Application vulnerabilities affect web, mobile, and API layers that deliver business functions. Classic issues include Injection Attacks, broken access control, insecure session management, and cross-site scripting.

Common examples

  • SQL/NoSQL injection, command injection, and LDAP injection.
  • Cross-site scripting and template injection in frontend frameworks.
  • Exposed debug endpoints and overly verbose error messages.
  • Weak session cookies and missing CSRF protections.

How to reduce risk

  • Use parameterized queries, allowlists, and context-aware output encoding.
  • Enforce strong authentication, MFA, and fine-grained authorization checks.
  • Adopt secure frameworks, enable security headers, and consider a WAF for high-risk apps.
  • Test early and often with unit, integration, and focused security tests in CI/CD.

Human Vulnerabilities

What they are

People make mistakes, can be deceived, or may abuse access. Social engineering, password reuse, and poor data handling are common root causes. Effective Phishing Prevention and supportive processes turn users into a strong defensive layer.

Common examples

  • Phishing and pretexting that harvest credentials or push malware.
  • Weak passwords, sharing accounts, or storing secrets in plain text.
  • Mishandling sensitive data or bypassing policies for convenience.

How to reduce risk

  • Provide engaging, role-based training and frequent simulations with clear reporting paths.
  • Enforce password managers and MFA everywhere; ban shared accounts.
  • Build a security champions program and reward early reporting of suspicious activity.

Conclusion

Strong security layers people, process, and technology. By hardening software, networks, physical controls, suppliers, configurations, applications, and user behaviors, you shrink attack surface and make incidents rarer, smaller, and easier to contain.

FAQs

What are the most common cybersecurity vulnerabilities?
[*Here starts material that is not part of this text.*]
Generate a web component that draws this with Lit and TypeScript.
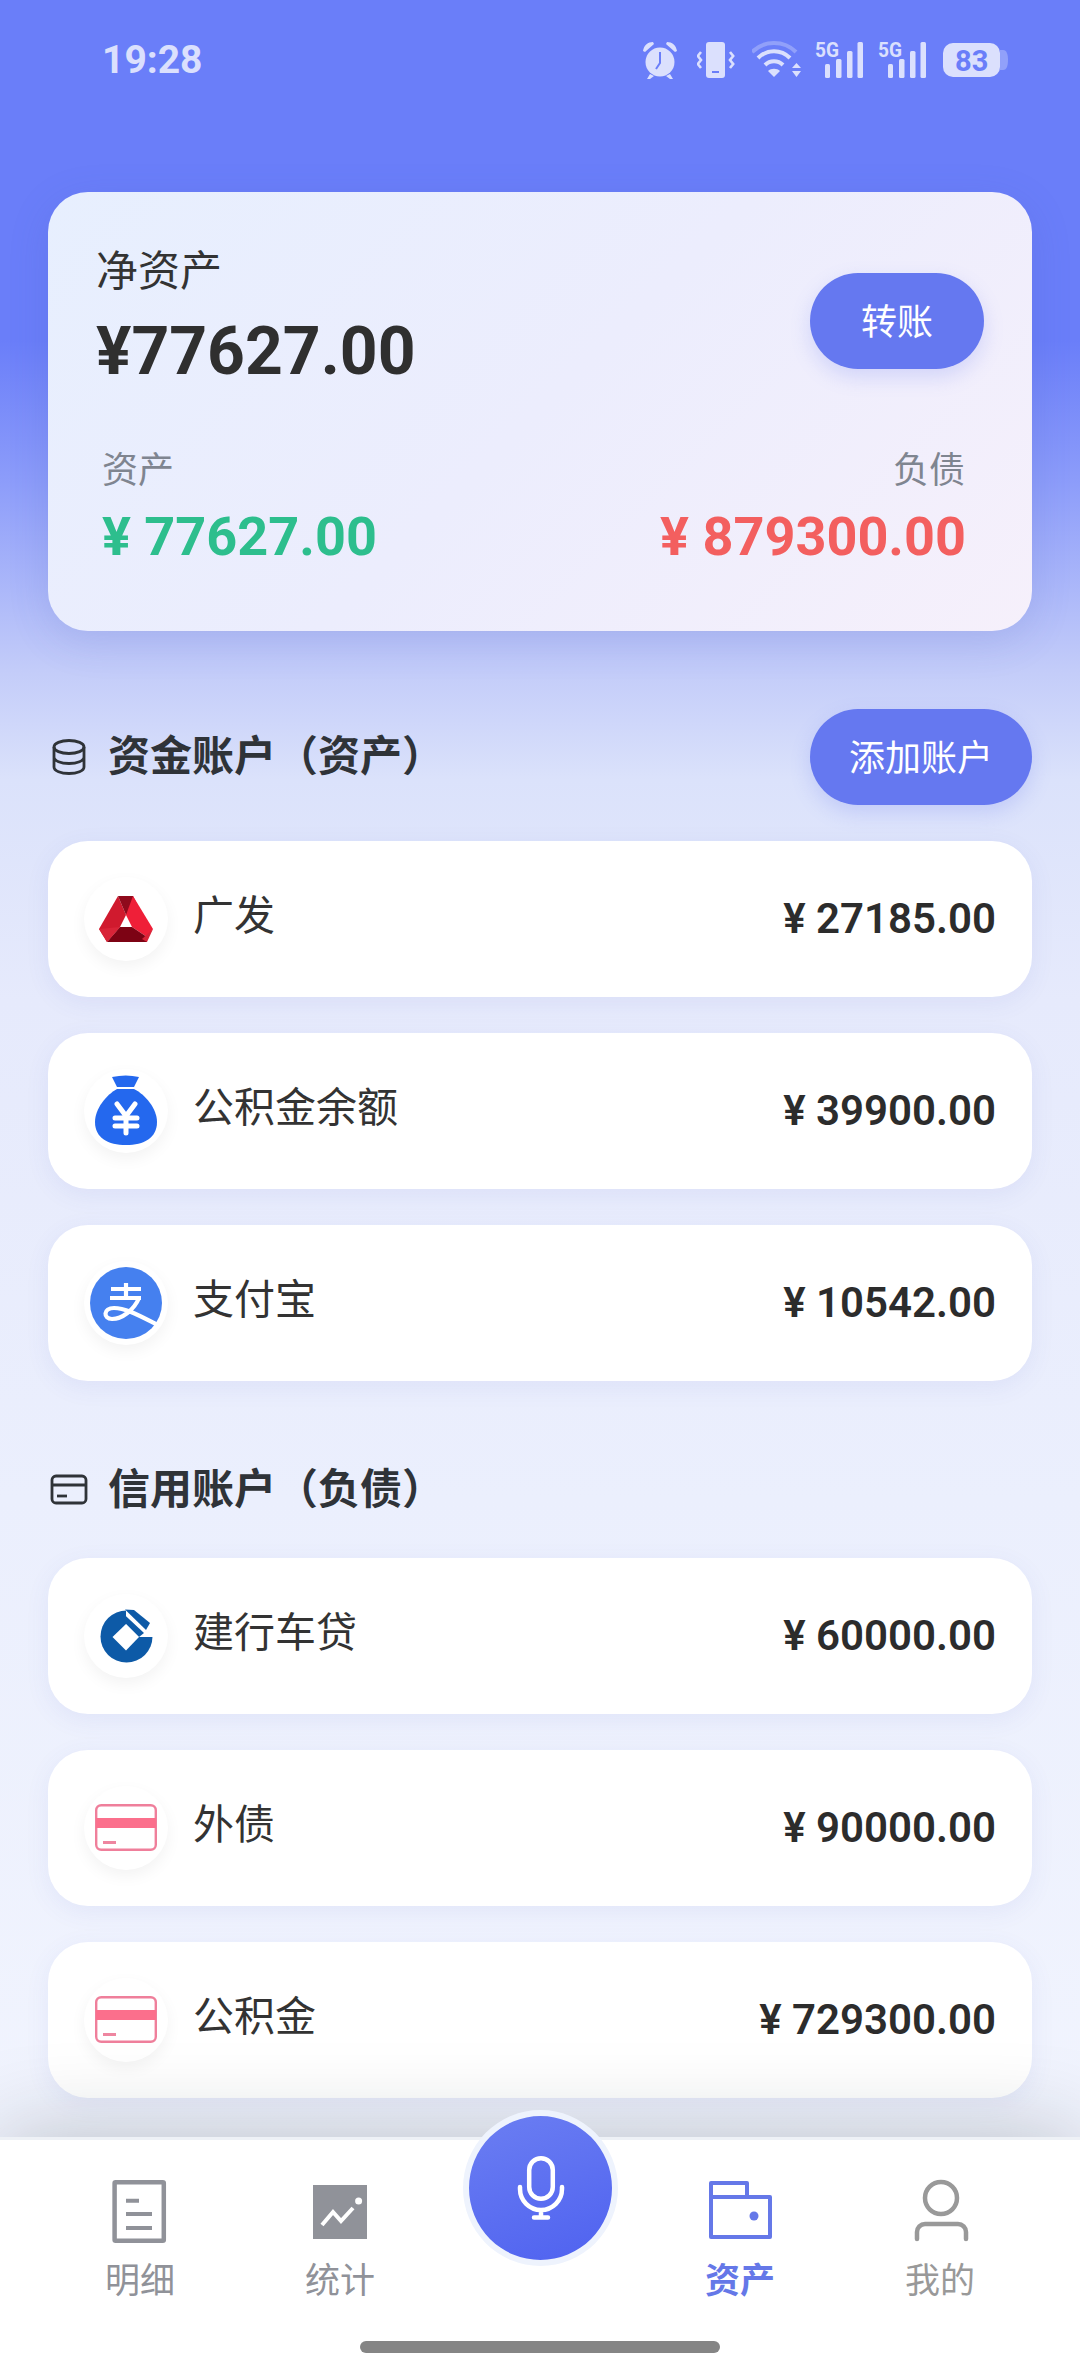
import { LitElement, html, css, svg } from "lit";
import { customElement } from "lit/decorators.js";

const gf = svg`
  <polygon points="34,19 15,52 23,65 36,50 42,38" fill="#d01a2e"/>
  <polygon points="34,19 49,19 55,31 42,38" fill="#8f0a1c"/>
  <polygon points="49,19 69,52 63,60 48,50 42,38" fill="#ef1f38"/>
  <polygon points="36,50 48,50 63,60 63,65 23,65" fill="#7d0314"/>
  <polygon points="15,52 36,50 23,65" fill="#d92438"/>
  <polygon points="69,52 63,65 58,62" fill="#d92438"/>
`;
const bag = svg`
  <path d="M28 8 Q42 5 55 8 L50 18 H33 Z" fill="#2468ee"/>
  <path d="M33 20 H50 C62 26 73 40 73 53 C73 69 60 76 42 76 C24 76 11 69 11 53 C11 40 22 26 33 20 Z" fill="#2468ee"/>
  <path d="M33 35 L42 47 L51 35 M42 47 V64 M31 49 H53 M31 57 H53" fill="none" stroke="#fff" stroke-width="5" stroke-linecap="round" stroke-linejoin="round"/>
`;
const alipay = svg`
  <circle cx="42" cy="42" r="36" fill="#4580ef"/>
  <path d="M42 22 V37 M27 28 H57 M26 37 H57" fill="none" stroke="#fff" stroke-width="4.2"/>
  <path d="M55 37 C50 49 38 58 28 58 C19 58 19 47 30 47 C42 47 56 55 74 64" fill="none" stroke="#fff" stroke-width="4.2"/>
`;
const ccb = svg`
  <circle cx="42.5" cy="42.5" r="26" fill="#0d5aa7"/>
  <polygon points="42,14 72,14 72,43 55,43 42,30" fill="#fff"/>
  <polygon points="37,17.5 60,39 55,43 42,30" fill="#0d5aa7"/>
  <polygon points="41,15.5 50,16 66,29 62,36" fill="#0d5aa7"/>
  <polygon points="42,30 55,43 42,56.5 28.5,43" fill="#fff"/>
`;
const debt = svg`
  <rect x="12.2" y="19.2" width="59.6" height="44.6" rx="5" fill="#fff" stroke="#ef7f9b" stroke-width="2.4"/>
  <rect x="12" y="32" width="60" height="10" fill="#fb6f8c"/>
  <rect x="19" y="55" width="13" height="3" fill="#ee86a0"/>
`;

const funds = [
  { name: "广发", value: "¥ 27185.00", icon: gf },
  { name: "公积金余额", value: "¥ 39900.00", icon: bag },
  { name: "支付宝", value: "¥ 10542.00", icon: alipay },
];
const credits = [
  { name: "建行车贷", value: "¥ 60000.00", icon: ccb },
  { name: "外债", value: "¥ 90000.00", icon: debt },
  { name: "公积金", value: "¥ 729300.00", icon: debt },
];

const signal = svg`
  <text x="0" y="16" font-family="Roboto" font-weight="700" font-size="20" fill="#dbe0fd" textLength="24" lengthAdjust="spacingAndGlyphs">5G</text>
  <rect x="10" y="23" width="5" height="14" rx="1.5" fill="#dbe0fd"/>
  <rect x="21" y="18" width="5.5" height="19" rx="1.5" fill="#dbe0fd"/>
  <rect x="32" y="10" width="5.5" height="27" rx="1.5" fill="#dbe0fd"/>
  <rect x="42.5" y="1" width="5.5" height="36" rx="1.5" fill="#dbe0fd"/>
`;

@customElement("app-root")
export class AppRoot extends LitElement {
  static styles = css`
    :host {
      display: block;
      width: 1080px;
      height: 2374px;
      overflow: hidden;
      font-family: Roboto, "Noto Sans CJK SC", sans-serif;
    }
    .page {
      height: 2374px;
      display: flex;
      flex-direction: column;
      background: linear-gradient(180deg, #6a7ef9 0, #6a7ef9 340px, #8c9cfa 480px, #c3ccf9 670px, #dbe2fb 780px, #e6eafc 1000px, #ebeffd 1500px, #f1f4fe 2137px);
    }
    .status {
      height: 120px;
      flex: none;
      box-sizing: border-box;
      padding: 41px 72px 0 102px;
      display: flex;
      align-items: flex-start;
      justify-content: space-between;
      color: #dbe0fd;
    }
    .time {
      font-size: 39px;
      font-weight: 700;
      line-height: 38px;
    }
    .icons {
      display: flex;
      gap: 13px;
    }
    .icons svg {
      display: block;
      height: 38px;
    }
    .icons svg.sig {
      width: 50px;
      height: 44px;
      margin-top: -6px;
      margin-bottom: 0;
    }
    .content {
      flex: 1;
      min-height: 0;
      overflow: hidden;
      box-sizing: border-box;
      padding: 72px 48px 0;
    }
    .card {
      box-sizing: border-box;
      height: 439px;
      padding: 58px 48px 0 48px;
      border-radius: 40px;
      background: linear-gradient(135deg, #e7effe 0%, #ecedfd 50%, #f6f0fb 100%);
      box-shadow: 0 10px 40px rgba(70, 85, 180, 0.16);
    }
    .top {
      display: flex;
      align-items: center;
      justify-content: space-between;
    }
    .net-label {
      font-size: 42px;
      line-height: 44px;
      color: #333;
      font-weight: 400;
    }
    .net {
      margin-top: 18px;
      font-size: 66px;
      line-height: 80px;
      font-weight: 700;
      color: #2f2f2f;
    }
    .btn {
      box-sizing: border-box;
      height: 96px;
      padding-bottom: 5px;
      border-radius: 48px;
      background: #6578f0;
      color: #fff;
      font-size: 36px;
      display: flex;
      align-items: center;
      justify-content: center;
      box-shadow: 0 8px 20px rgba(101, 120, 240, 0.22);
    }
    .btn.transfer {
      width: 174px;
    }
    .btn.add {
      width: 222px;
    }
    .totals {
      display: flex;
      justify-content: space-between;
      margin: 59px 18px 0 6px;
    }
    .col.right {
      text-align: right;
    }
    .col.right .col-label {
      padding-right: 1px;
    }
    .col-label {
      font-size: 36px;
      line-height: 40px;
      color: #7f8590;
    }
    .col-value {
      margin-top: 16px;
      font-size: 54px;
      line-height: 60px;
      font-weight: 700;
    }
    .green {
      color: #2dbe8d;
    }
    .red {
      color: #f35f5f;
    }
    .head {
      display: flex;
      align-items: center;
      justify-content: space-between;
    }
    .head.first {
      height: 96px;
      margin: 78px 0 36px;
    }
    .head.second {
      height: 56px;
      margin: 81px 0 40px;
    }
    .title {
      display: flex;
      align-items: center;
      gap: 18px;
      font-size: 42px;
      font-weight: 700;
      color: #2f3338;
      line-height: 56px;
    }
    .title svg {
      display: block;
      width: 42px;
      height: 42px;
    }
    .rows {
      display: flex;
      flex-direction: column;
      gap: 36px;
    }
    .row {
      height: 156px;
      box-sizing: border-box;
      padding: 0 36px;
      display: flex;
      align-items: center;
      background: #fff;
      border-radius: 40px;
      box-shadow: 0 6px 24px rgba(80, 95, 190, 0.08);
    }
    .badge {
      width: 84px;
      height: 84px;
      flex: none;
      border-radius: 50%;
      background: #fff;
      box-shadow: 0 6px 16px rgba(0, 0, 0, 0.05);
    }
    .badge svg {
      display: block;
      width: 84px;
      height: 84px;
    }
    .name {
      flex: 1;
      margin-left: 25px;
      padding-bottom: 6px;
      font-size: 41px;
      line-height: 48px;
      color: #333;
    }
    .value {
      font-size: 42px;
      line-height: 48px;
      font-weight: 600;
      color: #2c2c2c;
    }
    nav {
      position: relative;
      z-index: 2;
      flex: none;
      height: 237px;
      box-sizing: border-box;
      padding: 36px 40px 0;
      display: grid;
      grid-template-columns: repeat(5, 1fr);
      background: #fff;
      border-top: 3px solid #eef1f6;
      box-shadow: 0 0 90px rgba(20, 30, 30, 0.25);
    }
    .tab {
      display: flex;
      flex-direction: column;
      align-items: center;
      gap: 14px;
      color: #909299;
      font-size: 35px;
      line-height: 44px;
    }
    .tab svg {
      display: block;
      width: 70px;
      height: 70px;
    }
    .tab.active {
      color: #6578e8;
      font-weight: 700;
    }
    .mine {
      color: #999;
    }
    .mic {
      position: absolute;
      left: 463px;
      top: -30px;
      width: 155px;
      height: 156px;
      box-sizing: border-box;
      border: 6px solid #eef3fd;
      border-radius: 50%;
      background: linear-gradient(160deg, #6b7ef2 0%, #4f62f0 100%);
      display: flex;
      align-items: center;
      justify-content: center;
    }
    .mic svg {
      display: block;
      width: 100px;
      height: 116px;
    }
    .indicator {
      position: absolute;
      left: 360px;
      top: 201px;
      width: 360px;
      height: 12px;
      border-radius: 6px;
      background: #858585;
    }
  `;

  private rows(items: typeof funds) {
    return html`<div class="rows">
      ${items.map(
        (r) => html`<div class="row">
          <div class="badge"><svg viewBox="0 0 84 84">${r.icon}</svg></div>
          <div class="name">${r.name}</div>
          <div class="value">${r.value}</div>
        </div>`
      )}
    </div>`;
  }

  render() {
    return html`<div class="page">
      <div class="status">
        <div class="time">19:28</div>
        <div class="icons">
          <svg viewBox="0 0 42 38" style="width:42px">
            <circle cx="18" cy="21" r="14.5" fill="#dbe0fd"/>
            <path d="M1 10 C2 4 6 1 11 1 L12 3 L3 11 Z M35 10 C34 4 30 1 25 1 L24 3 L33 11 Z" fill="#dbe0fd"/>
            <path d="M8 33 L5 38 H8 L12 35 Z M28 33 L31 38 H28 L24 35 Z" fill="#dbe0fd"/>
            <path d="M18 11 V22 L14 28" fill="none" stroke="#6a7ef9" stroke-width="2"/>
          </svg>
          <svg viewBox="0 0 42 38" style="width:42px">
            <rect x="9" y="1" width="19" height="36" rx="3" fill="#dbe0fd"/>
            <rect x="15" y="30" width="7" height="2" fill="#6a7ef9"/>
            <path d="M4 11 L0.8 15 L4 19 L0.8 23 L4 27 M33 11 L36.2 15 L33 19 L36.2 23 L33 27" fill="none" stroke="#dbe0fd" stroke-width="2.6"/>
          </svg>
          <svg viewBox="0 0 50 38" style="width:50px">
            <path d="M0 11 C12 -1 32 -1 44 11" fill="none" stroke="#dbe0fd" stroke-opacity="0.35" stroke-width="4"/>
            <path d="M6 17 C15 8 29 8 38 17 M13 24 C18 19 26 19 31 24" fill="none" stroke="#dbe0fd" stroke-width="4"/>
            <path d="M16 30 C19 27 25 27 28 30 L22 36 Z" fill="#dbe0fd"/>
            <path d="M40 27 L44.5 22 L49 27 Z M40 30 H49 L44.5 36 Z" fill="#dbe0fd"/>
          </svg>
          <svg class="sig" viewBox="0 -6 50 44">${signal}</svg>
          <svg class="sig" viewBox="0 -6 50 44">${signal}</svg>
          <svg viewBox="0 0 67 38" style="width:67px">
            <rect x="2" y="2" width="57" height="34" rx="10" fill="#dbe0fd"/>
            <path d="M59 9 H62 C66 9 67 14 67 19 C67 24 66 29 62 29 H59 Z" fill="#dbe0fd" fill-opacity="0.35"/>
            <text x="14" y="29.5" font-family="Roboto" font-weight="700" font-size="29" fill="#6a7ef9">83</text>
          </svg>
        </div>
      </div>

      <div class="content">
        <div class="card">
          <div class="top">
            <div>
              <div class="net-label">净资产</div>
              <div class="net">¥77627.00</div>
            </div>
            <div class="btn transfer">转账</div>
          </div>
          <div class="totals">
            <div class="col">
              <div class="col-label">资产</div>
              <div class="col-value green">¥ 77627.00</div>
            </div>
            <div class="col right">
              <div class="col-label">负债</div>
              <div class="col-value red">¥ 879300.00</div>
            </div>
          </div>
        </div>

        <div class="head first">
          <div class="title">
            <svg viewBox="0 0 42 42">
              <ellipse cx="21" cy="11" rx="15" ry="6.5" fill="none" stroke="#2f3338" stroke-width="2.8"/>
              <path d="M6 11 V31 C6 35 13 37.5 21 37.5 C29 37.5 36 35 36 31 V11 M6 21 C6 25 13 27.5 21 27.5 C29 27.5 36 25 36 21" fill="none" stroke="#2f3338" stroke-width="2.8"/>
            </svg>
            资金账户（资产）
          </div>
          <div class="btn add">添加账户</div>
        </div>
        ${this.rows(funds)}

        <div class="head second">
          <div class="title">
            <svg viewBox="0 0 42 42">
              <rect x="4" y="7" width="34" height="27" rx="4" fill="none" stroke="#2f3338" stroke-width="2.8"/>
              <path d="M4 16 H38" stroke="#2f3338" stroke-width="2.8"/>
              <path d="M9 27 H19" stroke="#2f3338" stroke-width="2.8"/>
            </svg>
            信用账户（负债）
          </div>
        </div>
        ${this.rows(credits)}
      </div>

      <nav>
        <div class="tab">
          <svg viewBox="0 0 70 70">
            <rect x="9.6" y="6.2" width="49.2" height="58.6" rx="1" fill="none" stroke="currentColor" stroke-width="4.5"/>
            <path d="M21 24.7 H34 M21 38 H47 M21 52 H47" stroke="currentColor" stroke-width="4"/>
          </svg>
          明细
        </div>
        <div class="tab">
          <svg viewBox="0 0 70 70">
            <rect x="8" y="9" width="54" height="54" fill="currentColor"/>
            <path d="M17 49 L28 36 L36 45 L48 32" fill="none" stroke="#fff" stroke-width="4"/>
            <circle cx="53.6" cy="25" r="3.5" fill="#fff"/>
          </svg>
          统计
        </div>
        <div></div>
        <div class="tab active">
          <svg viewBox="0 0 70 70">
            <rect x="6" y="21" width="59" height="40" fill="none" stroke="currentColor" stroke-width="4" stroke-linejoin="round"/>
            <path d="M6 21 V7 H42 V21" fill="none" stroke="currentColor" stroke-width="4" stroke-linejoin="round"/>
            <circle cx="49" cy="40" r="4.5" fill="currentColor"/>
          </svg>
          资产
        </div>
        <div class="tab mine">
          <svg viewBox="0 0 70 70">
            <circle cx="36" cy="22" r="16" fill="none" stroke="currentColor" stroke-width="4.5"/>
            <path d="M12 63 V56 a8 8 0 0 1 8 -8 H53 a8 8 0 0 1 8 8 V63" fill="none" stroke="currentColor" stroke-width="4.5" stroke-linecap="round"/>
          </svg>
          我的
        </div>
        <div class="mic">
          <svg viewBox="0 0 100 116">
            <rect x="38.2" y="28.2" width="23.6" height="40.6" rx="11.8" fill="none" stroke="#fff" stroke-width="4.5"/>
            <path d="M29 57 V59 a21 21 0 0 0 42 0 V57 M50 80 V87 M43 87.5 H57" fill="none" stroke="#fff" stroke-width="4.5" stroke-linecap="round"/>
          </svg>
        </div>
        <div class="indicator"></div>
      </nav>
    </div>`;
  }
}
The most common issues include weak or unpatched software, exposed or flat networks, misconfigured cloud resources, risky third-party access, web application flaws like injection or XSS, and human-focused attacks such as phishing and credential reuse.

How can software vulnerabilities be prevented?

Integrate security into the SDLC with threat modeling, code reviews, and automated SAST/DAST/SCA. Keep dependencies current, manage secrets properly, patch promptly, and use guardrails in CI/CD to block risky changes before release.

What steps reduce supply chain security risks?

Practice robust Third-Party Risk Management: vet vendors, require security commitments, restrict and monitor access, maintain an SBOM, verify signed artifacts, pin versions, and define rapid offboarding and kill-switch procedures for compromised suppliers.

How does physical security impact cybersecurity?

If attackers gain physical control, they can bypass many technical safeguards. Strong access controls, surveillance, device encryption, port security, and secure disposal protect endpoints and infrastructure, preserving the integrity of your cyber defenses.